There is a significant shortage of both external and internal auditors. It is now common that when housing associations tender for their audit work they receive no responses. We are also aware of at least four housing associations that reported their financial statements to the Regulator for Social Housing (RSH) after the official deadline of 30 September this year. They also had to send their accounts late to their lenders.

What we’re doing to address this issue

We have spoken to around 15 external auditors that have little, or no, housing association experience. Two of these auditors also audit Public Interest Entities.

In October, we held a training session for these auditors where the NHF, the RSH and Guy Flynn, Chair of the SORP Working Party, explored the relevant accounting framework and the key issues to consider when auditing housing associations.

Auditing firms will be attending our Housing Finance Conference next March (we are expecting more to confirm over the coming weeks) where we will be holding a speed networking session on day one of the event, to enable housing associations to discuss their businesses and their requirements with these firms. The presenting firms will then attend for the remainder of the conference.

What can housing associations do?

To help us resolve this issue, housing associations need to take action. If the following advice is followed, we should start to see an increase in firms making submissions for audit tenders.

1. Run auditor procurement in the finance team

It is usually the case that when a procurement team leads on the recruitment for a new auditor they will run this process through a procurement framework. These are typically very restrictive. For example, it can be three years until a new firm can apply to join an existing framework and then there is no guarantee that they will be given permission to join. To avoid this scenario, we recommend that the finance team runs the process for recruiting new auditors.
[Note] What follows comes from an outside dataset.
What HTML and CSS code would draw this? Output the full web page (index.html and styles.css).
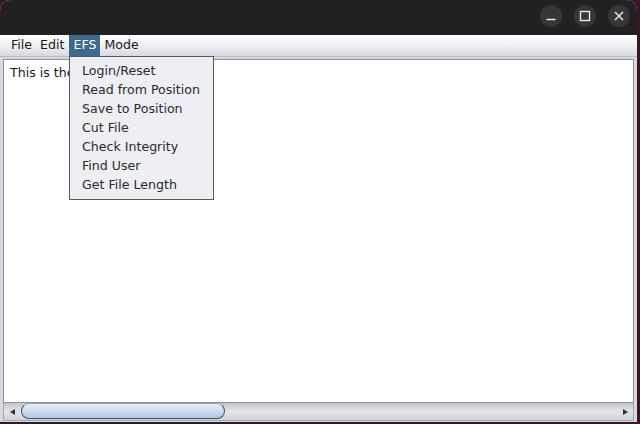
FILE: index.html
```html
<!DOCTYPE html>
<html>
<head>
<meta charset="utf-8">
<link rel="stylesheet" href="styles.css">
</head>
<body>
<div class="desktop">
  <div class="window">
    <div class="titlebar">
      <div class="tb-btn">
        <svg width="22" height="22" viewBox="0 0 22 22"><line x1="6.5" y1="14.5" x2="15.5" y2="14.5" stroke="#e8e8e8" stroke-width="1.4"/></svg>
      </div>
      <div class="tb-btn">
        <svg width="22" height="22" viewBox="0 0 22 22"><rect x="6.5" y="6.5" width="9" height="9" fill="none" stroke="#e8e8e8" stroke-width="1.4"/></svg>
      </div>
      <div class="tb-btn">
        <svg width="22" height="22" viewBox="0 0 22 22"><path d="M7 7 L15 15 M15 7 L7 15" stroke="#e8e8e8" stroke-width="1.5"/></svg>
      </div>
    </div>
    <div class="menubar">
      <span class="menu">File</span>
      <span class="menu">Edit</span>
      <span class="menu active">EFS</span>
      <span class="menu">Mode</span>
    </div>
    <div class="content">
      <div class="textarea">This is the</div>
      <div class="hscroll">
        <div class="arrow">
          <svg width="8" height="8" viewBox="0 0 8 8"><path d="M1 4 L6 1 L6 7 Z" fill="#333"/></svg>
        </div>
        <div class="track">
          <div class="thumb"></div>
          <div class="trackfill"></div>
        </div>
        <div class="arrow">
          <svg width="8" height="8" viewBox="0 0 8 8"><path d="M7 4 L2 1 L2 7 Z" fill="#333"/></svg>
        </div>
      </div>
    </div>
    <div class="popup">
      <div class="item">Login/Reset</div>
      <div class="item">Read from Position</div>
      <div class="item">Save to Position</div>
      <div class="item">Cut File</div>
      <div class="item">Check Integrity</div>
      <div class="item">Find User</div>
      <div class="item">Get File Length</div>
    </div>
  </div>
</div>
</body>
</html>
```

FILE: styles.css
```css
html, body {
  margin: 0;
  padding: 0;
  width: 640px;
  height: 424px;
  overflow: hidden;
  background: #2a1420;
}
.desktop {
  width: 640px;
  height: 424px;
  background: #3a1526;
  display: flex;
}
.window {
  position: relative;
  width: 637px;
  height: 422px;
  display: flex;
  flex-direction: column;
  background: #d4d6dc;
  border-radius: 10px 10px 0 0;
  overflow: hidden;
  font-family: "DejaVu Sans", sans-serif;
  font-size: 12.6px;
  color: #1a1a1a;
}
.titlebar {
  height: 35px;
  flex: none;
  background: #212121;
  display: flex;
  justify-content: flex-end;
  align-items: center;
  gap: 12px;
  padding-right: 7px;
  box-sizing: border-box;
}
.tb-btn {
  width: 22px;
  height: 22px;
  border-radius: 50%;
  background: #363636;
  display: flex;
  margin-top: -3px;
}
.menubar {
  height: 21px;
  flex: none;
  background: linear-gradient(#ffffff 0%, #f1f2f5 45%, #d7d9e0 100%);
  display: flex;
  align-items: stretch;
  padding-left: 7px;
  border-bottom: 1px solid #b9bcc4;
}
.menu {
  padding: 0 4px;
  display: flex;
  align-items: center;
  line-height: 1;
}
.menu.active {
  background: #3b6a8c;
  color: #ffffff;
  margin-left: 1px;
}
.content {
  flex: 1;
  display: flex;
  flex-direction: column;
  padding: 2px 3px 0 3px;
  background: #d7d9df;
}
.textarea {
  flex: 1;
  background: #ffffff;
  border: 1px solid #8d9098;
  padding: 5px 6px;
  line-height: 16px;
}
.hscroll {
  height: 17px;
  flex: none;
  display: flex;
  align-items: stretch;
  background: linear-gradient(#c4c6cc, #e2e4e8 50%, #cfd1d6);
  border: 1px solid #a6a8ae;
  border-top: none;
  margin-bottom: 1px;
}
.arrow {
  width: 17px;
  display: flex;
  align-items: center;
  justify-content: center;
  flex: none;
}
.track {
  flex: 1;
  display: flex;
  align-items: stretch;
}
.thumb {
  width: 202px;
  flex: none;
  margin: 0 0 1px 0;
  border: 1px solid #3c5670;
  border-top-color: #8ea6bd;
  border-radius: 9px;
  background: linear-gradient(#e8eff7, #c8d9ea 60%, #b3c9df);
}
.trackfill {
  flex: 1;
}
.popup {
  position: absolute;
  left: 69px;
  top: 56px;
  width: 143px;
  background: #eeeff3;
  border: 1px solid #5a5a5e;
  padding: 4px 0 5px 0;
}
.item {
  height: 19px;
  line-height: 19px;
  padding-left: 12px;
  color: #2a2a2a;
}
```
2. Engage with firms early

Auditors plan their resources for external audits months, and often years, in advance. We also therefore recommend engaging with auditors at least one year before you decide to tender for your external audit. Contact all the firms on our list of external (and internal) auditors.

3. Use our external audit tender template and send it to all of the auditors on our list

Our external audit tender template removes the common barriers to entry for auditors, such as asking for experience of auditing two or more similar type and sized organisations.